Sure enough, he had a tool that fit the truck and applied 20 tons of force to that stubborn ball joint.  Within a few seconds, it popped loose.  I’d just spent 6 hours fighting the other side and was 1 hour into the fight on this side, and this tool turned it into a 5-minute process.  However, to use the tool, I had to commit to buy the tool.  Five more hours of fighting, for which I wasn’t getting paid, or more than $1200 for a tool?  I was so upside down on the job.  Already good paying work had gone to the other tech and I had more paying work sitting outside that I couldn’t get to because this four-hour job was eating as much as 16 hours of my time.  I felt compelled.

Before my new tool was situated in my toolbox, the agony of the job, the numerous seemingly unanswered prayers, my sore knees, and the temptation of the previous week all made sense.  The trap was set perfectly, and I stepped firmly into it in my fit of rage.

Oh weak and sinful man that I am, so confident in self, so quick to depend upon the arm of flesh.  I marveled at the handywork of our foe, how perfectly he set me up, how well he knew my faults and prepared the trap.  Yet I also appreciated the gentle arrangement of events by our Heavenly Father to reveal to me how weak I am, how overconfident in myself I was.  Am I really as strong as I think I am?  Am I really as committed to His cause as I’d like to believe?  Could I really lay down my life as I so confidently assume I can?

Failing to fix a car in a timely manner, not supporting my family, not paying my bills, etc. are things that terrify me.  To watch others suffer because I do poorly is more than I can bear.  To struggle for hours, knowing the time I’m getting paid for is past and all this current labor is free brings out a side of me that hasn’t yet learned to trust.  Combine all this with an easy out, and I blow $1200 I don’t have for a tool to do a job I haven’t done in a year, and it is unknown if I will ever do again.

More than all this, it revealed to me a lack of trust.  I didn’t trust God to provide as I struggled to overcome my own faulty character.  I didn’t trust Him to supply my lack as I remained committed to become free of all masters except Him.  I didn’t have the courage to say “No” to the easy out when it was provided.

We have the promise in Romans 8:28, which says, “And we know that all things work together for good to them that love God, to them who are the called according to his purpose.”  We also have Paul’s writing in 2 Corinthians 12, which says,

“And he said unto me, ‘My grace is sufficient for thee: for my strength is made perfect in weakness.’  Most gladly therefore will I rather glory in my infirmities, that the power of Christ may rest upon me.  Therefore I take pleasure in infirmities, in reproaches, in necessities, in persecutions, in distresses for Christ's sake: for when I am weak, then am I strong” (vv. 9,10). 

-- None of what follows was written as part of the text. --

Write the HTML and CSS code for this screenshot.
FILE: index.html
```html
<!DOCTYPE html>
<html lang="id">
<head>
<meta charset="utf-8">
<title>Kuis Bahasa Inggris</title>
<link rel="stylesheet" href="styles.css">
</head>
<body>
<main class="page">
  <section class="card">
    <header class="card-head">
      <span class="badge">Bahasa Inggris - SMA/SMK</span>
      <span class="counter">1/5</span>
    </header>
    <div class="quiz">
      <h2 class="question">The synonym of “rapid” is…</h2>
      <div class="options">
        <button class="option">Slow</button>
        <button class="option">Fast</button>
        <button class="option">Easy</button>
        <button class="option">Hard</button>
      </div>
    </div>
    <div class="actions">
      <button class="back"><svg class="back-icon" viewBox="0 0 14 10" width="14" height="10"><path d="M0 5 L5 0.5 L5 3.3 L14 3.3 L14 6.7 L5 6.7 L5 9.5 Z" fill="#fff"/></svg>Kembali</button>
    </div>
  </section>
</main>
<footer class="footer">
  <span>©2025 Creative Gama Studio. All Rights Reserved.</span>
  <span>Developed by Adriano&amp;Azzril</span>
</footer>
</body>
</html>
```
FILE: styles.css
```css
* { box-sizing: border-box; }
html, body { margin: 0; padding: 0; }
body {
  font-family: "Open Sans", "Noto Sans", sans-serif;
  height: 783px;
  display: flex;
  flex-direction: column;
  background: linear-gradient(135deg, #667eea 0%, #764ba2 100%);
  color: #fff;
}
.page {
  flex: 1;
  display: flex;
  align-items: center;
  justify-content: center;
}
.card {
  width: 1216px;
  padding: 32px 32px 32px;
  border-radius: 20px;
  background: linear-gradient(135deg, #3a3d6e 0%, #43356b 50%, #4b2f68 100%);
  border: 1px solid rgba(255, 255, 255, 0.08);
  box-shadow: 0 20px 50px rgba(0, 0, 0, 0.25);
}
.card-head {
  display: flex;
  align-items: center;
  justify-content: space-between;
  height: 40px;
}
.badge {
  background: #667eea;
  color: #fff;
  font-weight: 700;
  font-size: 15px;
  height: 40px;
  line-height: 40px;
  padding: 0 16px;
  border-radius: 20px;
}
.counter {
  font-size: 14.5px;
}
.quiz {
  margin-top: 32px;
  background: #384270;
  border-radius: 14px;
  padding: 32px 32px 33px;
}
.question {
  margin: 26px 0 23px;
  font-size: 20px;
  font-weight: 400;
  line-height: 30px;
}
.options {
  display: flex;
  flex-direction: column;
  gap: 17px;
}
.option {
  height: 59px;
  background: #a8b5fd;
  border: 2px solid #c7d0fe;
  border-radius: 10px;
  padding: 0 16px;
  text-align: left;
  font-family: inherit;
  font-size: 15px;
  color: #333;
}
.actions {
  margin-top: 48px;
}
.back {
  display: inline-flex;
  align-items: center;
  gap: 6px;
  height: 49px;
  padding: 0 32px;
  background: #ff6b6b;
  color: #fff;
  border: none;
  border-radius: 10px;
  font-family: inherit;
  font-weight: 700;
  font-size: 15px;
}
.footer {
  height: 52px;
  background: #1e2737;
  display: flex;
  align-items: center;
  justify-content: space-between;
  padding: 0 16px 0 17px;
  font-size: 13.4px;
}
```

Yes, I do take pleasure in my weakness, in knowing that I have failed, because it shows me how desperately I need our Lord, that only through His strength, His power, and His righteousness do I have any hope. 

“Thus saith the Lord; Cursed be the man that trusteth in man, and maketh flesh his arm, and whose heart departeth from the Lord.  For he shall be like the heath in the desert, and shall not see when good cometh; but shall inhabit the parched places in the wilderness, in a salt land and not inhabited.

“Blessed is the man that trusteth in the Lord, and whose hope the Lord is.  For he shall be as a tree planted by the waters, and that spreadeth out her roots by the river, and shall not see when heat cometh, but her leaf shall be green; and shall not be careful in the year of drought, neither shall cease from yielding fruit” (Jeremiah 17:5-9).

Amen!

 

Russell Wickham seeks the Lord with all his heart (Jeremiah 29:12).